Wanna Buy Crestwood Court? 57-Year-Old County Mall Goes Up for Auction Online

click to enlarge Crestwood Court.
Crestwood Court.

Are you in the market for a 100 percent vacant, 1.1 million square-foot regional mall in southwest St. Louis County? Because, boy, do we have a deal for you.

Bidding is open online for Crestwood Court, originally Crestwood Mall, a shopping destination that opened in the '50s and became a neighborhood fixture until about ten years ago. The starting bid is $1,000,000.

See also: Crestwood Court: Post-Apocalyptic Portraits of the Abandoned Mall (PHOTOS)

Real estate agents from CBRE Group Inc., were brutally honest about the enormous amount of work needed to return Crestwood Court to its glory days of retail:

"Crestwood Court lost its market share and the mall closed its doors in July 2013," CBRE says about the mall on the auction page. "The linear floor plan, limited parking fields, and lower level food court are all factors of the property that have prevented Crestwood Court from maintaining its competitive stance. A significant re-development of the property will be necessary to meet the substantial demand of the communities that have relied on Crestwood Court for their shopping needs for decades."

click to enlarge Bid for Crestwood Court online. - Auction.com
Bid for Crestwood Court online.

See also: The Time Has Finally Come for ArtSpace to Leave Crestwood Court -- For Now

Things started to really go downhill for Crestwood Court in 2007, when Dillards left, but the mall's revitalization efforts earned it the Riverfront Times' Best Mall in St. Louis 2009:

A casting call for the George Clooney flick Up in the Air was held here in January, and these days once-empty storefronts are home to theater and dance companies, a costume studio, the St. Louis Calligraphy Guild, a yoga studio, the perplexingly named shop I Don't Want to Kiss a Llama, and many others, transforming a doddering center of passive consumerism into a nexus of active creation. Perhaps this mall is best summarized by the storefront for Repurposed, which houses a display of shredded lampshades, peeling wooden chairs, mangled chandeliers and this sign: "It's not trash. It's not worn, it's not out-dated. It's not ruined. It is a 'been-there-done-that' that's about to go somewhere else...Repurposed. New life, new meaning."
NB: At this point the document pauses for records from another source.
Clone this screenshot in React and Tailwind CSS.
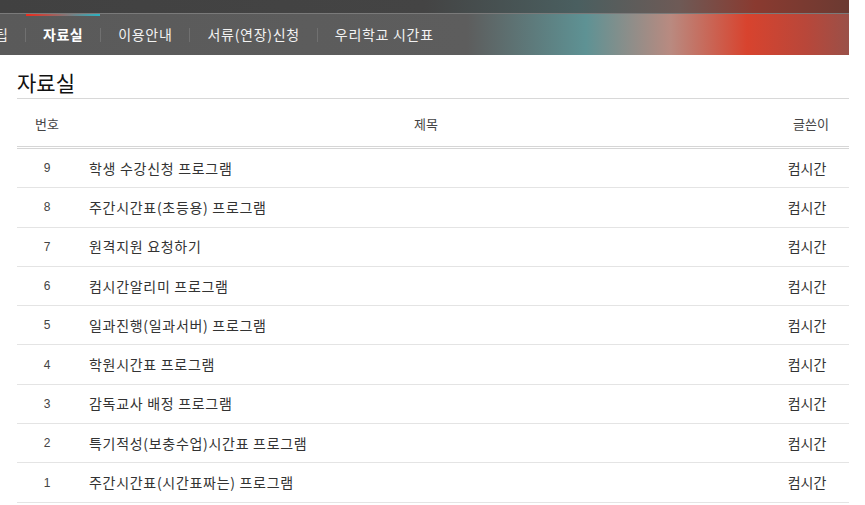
import React from 'react';

const rows = [
    { no: 9, title: '학생 수강신청 프로그램' },
    { no: 8, title: '주간시간표(초등용) 프로그램' },
    { no: 7, title: '원격지원 요청하기' },
    { no: 6, title: '컴시간알리미 프로그램' },
    { no: 5, title: '일과진행(일과서버) 프로그램' },
    { no: 4, title: '학원시간표 프로그램' },
    { no: 3, title: '감독교사 배정 프로그램' },
    { no: 2, title: '특기적성(보충수업)시간표 프로그램' },
    { no: 1, title: '주간시간표(시간표짜는) 프로그램' },
];

const menu = ['자료실', '이용안내', '서류(연장)신청', '우리학교 시간표'];

function App() {
    return (
        <div className="w-[865px] h-[505px] overflow-hidden bg-white font-['Noto_Sans_CJK_KR','Noto_Sans',sans-serif]">
            {/* Header */}
            <div className="w-[849px]">
                <div className="h-[13px] bg-[linear-gradient(90deg,#414141_0%,#444_50%,#4a5f60_68%,#6e5a56_80%,#8a3a30_89%,#6b3a32_100%)]" />
                <div className="relative h-[42px] flex items-center border-t border-[#7a7a7a] bg-[linear-gradient(90deg,#5a5a5a_0%,#5d5d5d_55%,#5e9294_69%,#b98a80_79%,#d8432e_88%,#b8473a_95%,#9a5048_100%)]">
                    <div className="absolute left-[26px] top-0 w-[74px] h-[2px] bg-[linear-gradient(90deg,#f02a1a,#29b4c4)]" />
                    <span className="text-[14px] text-[#eee] w-[8px] overflow-hidden whitespace-nowrap flex justify-end">팁</span>
                    {menu.map((m, i) => (
                        <React.Fragment key={m}>
                            <span className="mx-[17px] w-px h-[14px] bg-[#707070]" />
                            <span className={`text-[14px] text-[#f2f2f2] whitespace-nowrap ${i === 0 ? 'font-bold text-white tracking-[0.5px]' : 'tracking-[0.7px]'}`}>{m}</span>
                        </React.Fragment>
                    ))}
                </div>
            </div>

            {/* Board */}
            <div className="pl-[17px] w-[849px]">
                <h2 className="mt-[13px] text-[21px] leading-[28px] text-[#111] border-b border-[#d8d8d8] pb-[2px]">자료실</h2>
                <div className="flex items-center h-[50px] pt-[2px] text-[13px] text-[#444] border-b-[3px] border-double border-[#d6d6d6]">
                    <div className="w-[60px] text-center">번호</div>
                    <div className="flex-1 text-center pl-[6px]">제목</div>
                    <div className="w-[80px] text-center pl-[4px]">글쓴이</div>
                </div>
                {rows.map((r) => (
                    <div key={r.no} className="flex items-center h-[39.3px] border-b border-[#e4e4e4] text-[14px] text-[#333]">
                        <div className="w-[60px] text-center text-[12px] font-['Liberation_Sans',sans-serif] text-[#444]">{r.no}</div>
                        <div className="flex-1 pl-[12px] tracking-[0.7px]">{r.title}</div>
                        <div className="w-[80px] text-center pr-[4px]">컴시간</div>
                    </div>
                ))}
            </div>
        </div>
    );
}

export default App;
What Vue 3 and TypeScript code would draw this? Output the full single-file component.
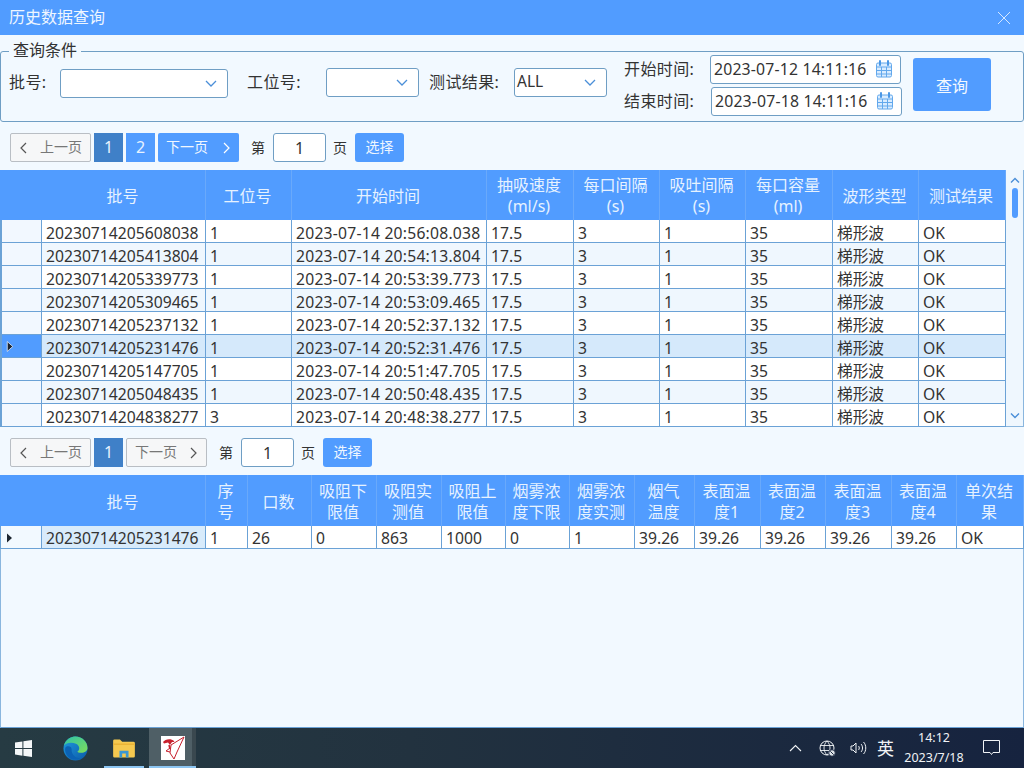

By 2011, a lot of those arts groups were kicked out of the mall to make way for renovations. By 2013, the mall was dead for sure.

Agents say there's money to be made at the 47-acre, time-tested St. Louis County site for developers who can see past the big, dead building and imagine a "more modern, open-air mixed use concept" complete with "big-box retail, multi-family or medical office" businesses, according to the listing.

So maybe someone with deep pockets will see potential in the ol' mall -- for something besides urban exploring -- and restore it to its moneymaking ways. We're imagining a third outlet mall to battle the new ones in Chesterfield.